On July 27, 2018, in response to an invitation from the Syrian government, a Kurdish delegation arrived in Damascus to hold direct talks – their first official visit to the Syrian government.  The day before the delegation travelled to the Syrian capital, it announced that Kurdish forces were ready to join any military operation by government forces aimed at retaking the Kurdish area of Afrin.

The Kurdish administration in Rojava – known since 2012 as the Democratic Federation of Northern Syria (DFNS) – are not seeking independence, but a degree of autonomy.  Both they and Assad understand that, if it is granted, a huge chunk of what was originally sovereign Syria would be brought within some form of government control.  The Kurds hope it would be akin to the arrangement in Iraq where an autonomous Kurdistan operates in alliance with the government. From Assad’s point of  view, such a deal would mean that his regime, and he himself as its President, would acquire substantial additional political support − vital if ever events force a presidential election on him as part of a peace deal.  In short, both parties stand to gain from an accord.
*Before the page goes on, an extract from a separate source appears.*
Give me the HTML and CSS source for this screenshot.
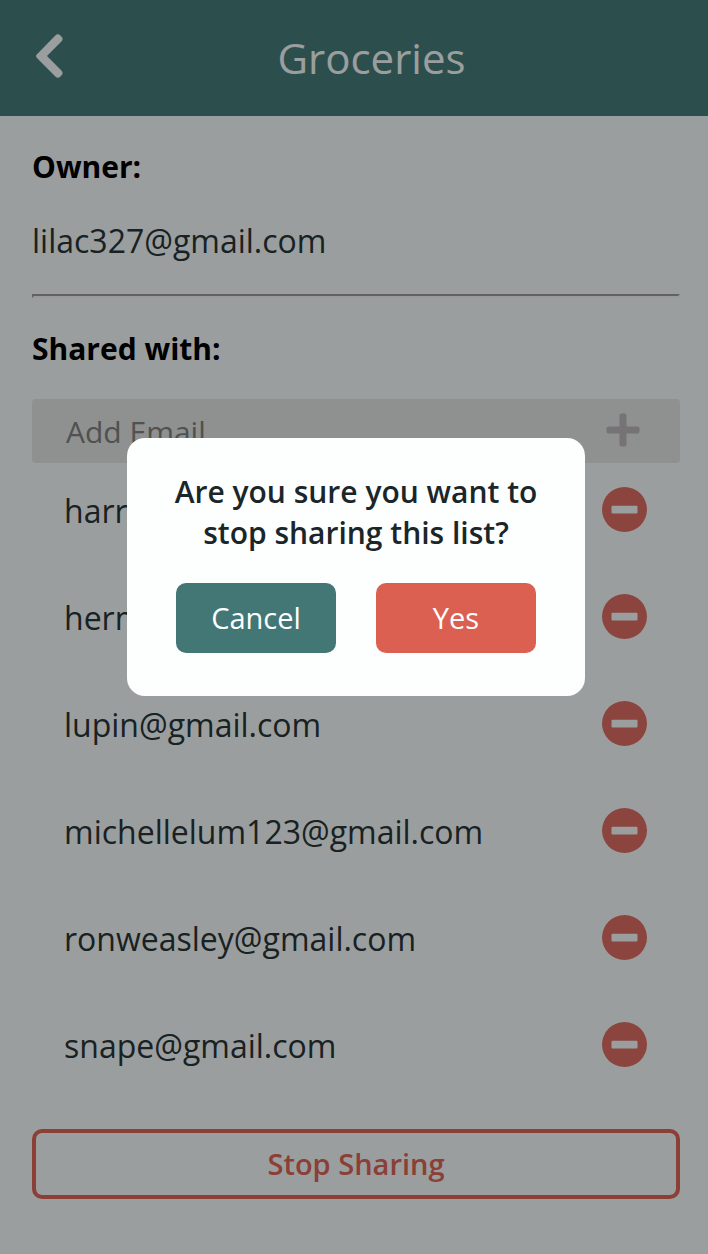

This is why the Kurdish military leader, Abdi, has said: “The Russians and the Syrian regime have made proposals that could save the lives of millions of people who live under our protection.,,We know that we would have to make painful compromises with Moscow and Bashar al-Assad if we go down the road of working with them. But if we have to choose between compromises and the genocide of our people, we will surely choose life for our people.”

Neville Teller

Neville Teller's latest book is ""Trump and the Holy Land: 2016-2020". He has written about the Middle East for more than 30 years, has published five books on the subject, and blogs at "A Mid-East Journal". Born in London and a graduate of Oxford University, he is also a long-time dramatist, writer and abridger for BBC radio and for the UK audiobook industry. He was made an MBE in the Queen's Birthday Honours, 2006 "for services to broadcasting and to drama."
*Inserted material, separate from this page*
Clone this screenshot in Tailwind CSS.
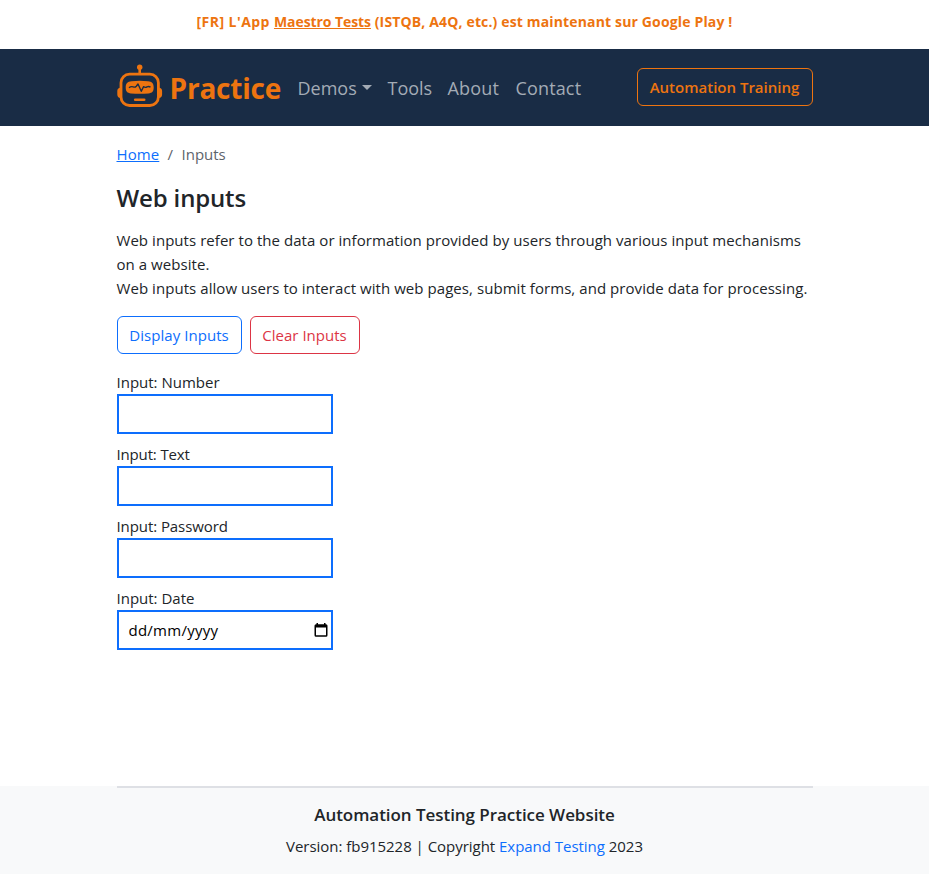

2 thoughts on “A Future For The Kurds In Post-War Syria? – OpEd

  • April 11, 2020 at 9:05 am

    The Kurds are not the largest ethnic group without a state to call their own. This point is very often misstated. In fact, The Tamils are the largest group without a state of their own and they number between 70 to 100 million people. The Kurds are not even second. The Sindh, an ethnic group of more than 50 million also lack their own state and they outnumber Kurds. I can understand perhaps the romanticism that may result from invoking the struggles of a stateless people, but surely the facts in reporting are more important than regularly misquoted exaggeration.

  • April 11, 2020 at 3:18 pm

    This article is very well meaning, but somewhat inaccurate in a few eseential regards.
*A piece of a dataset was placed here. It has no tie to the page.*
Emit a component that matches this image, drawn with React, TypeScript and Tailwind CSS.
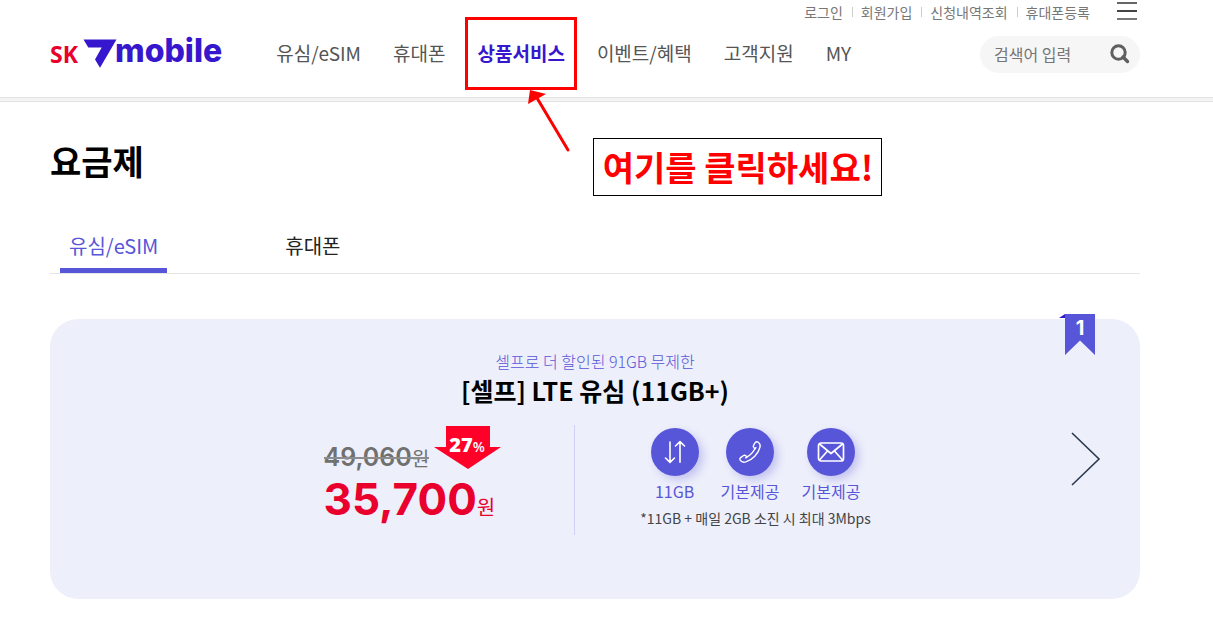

    • “[the Kurds] inhabited a distinct geographical area … once referred to as Kurdistan” – it is still referred to as Kurdistan by at least 45,000,000 Kurds and many other millions of people around the World.

    • “The highly effective Kurdish Peshmerga forces … opposed both ISIS and Assad” – No they didn’t. You’ve got your countries mixed up. The Kurdish forces (actually Syrian forces, not Kurdish per se) are called YPG, which stands for People’s Protection Units. They’re not related to the Peshmerga, which is the Kurdish nationalist army in the KRG region in Iraq. In fact, they are diametrically opposed by the Barzani Peshmerga forces, who are backed by Turkey, and have attacked Rojava on several occasions. The Peshmerga have been responsible for blockading Rojava for years and have routinely arrested members of the YPG, international volunteers and journalists near the Iraqi border, many of whom have been handed over to Turkey.

    • “The Kurdish region reached its apogee in October 2016” – No. Firstly, it’s not a “Kurdish region”. Although majority Kurdish it’s polyethnic Syrian, and now a district of the AANES (Autonomous Administration of North and East Syria) which encompasses a third of Syria. It’s still growing.

    • “the Kurds’ Syrian Democratic Forces” – the SDF is majority Arab. Again, ethnicity is irrelevant, and it is a Syrian force (hence the name Syrian Democratic Forces).

    • “On July 27, 2018, in response to an invitation from the Syrian government, a Kurdish delegation arrived in Damascus” – the delegation was 50% Arab.

    • “The Kurdish administration in Rojava” – the administration is not Kurdish!!! It includes Kurds, Arabs, Assyrians, Chechens, Yazidis, Syriacs and others. Each level of the autonomous councils is represented by mixed ethnicities. This ethnic balance is a fundamental aspect of the self administration.

    • “known since 2012 as the Democratic Federation of Northern Syria (DFNS)” – that’s not what it’s called. The DFNS was very short-lived and became the AANES when it expanded way beyond Rojava, many years ago.

    • “Both they and Assad understand that, if it is granted, a huge chunk of what was originally sovereign Syria would be brought within some form of government control” – That’s not the understanding. There is no immediate intention to cede political control of any aspect of the AANES to Damascus.

    • “… are not seeking independence, but a degree of autonomy” – They’re seeking full autonomy within a federalised Syria based on localised democracy within the political system of Democratic Confederalism as envisaged by Abdullah Ocalan.

    • “The Kurds hope it would be akin to the arrangement in Iraq” – No they don’t, not in the slightest. Firstly, and yet again, it’s not “the Kurds” who drive this project but “the Syrians” of the AANES. And whilst the KRG is a petrochemical statelet based on tribal dictatorship and aiming for nation statehood, the AANES is a direct democracy opposed to the entire concept of statehood, and to the creation of any new nation states in the middle east. The philosophy is based on the idea of dissolving nation states in the region altogether.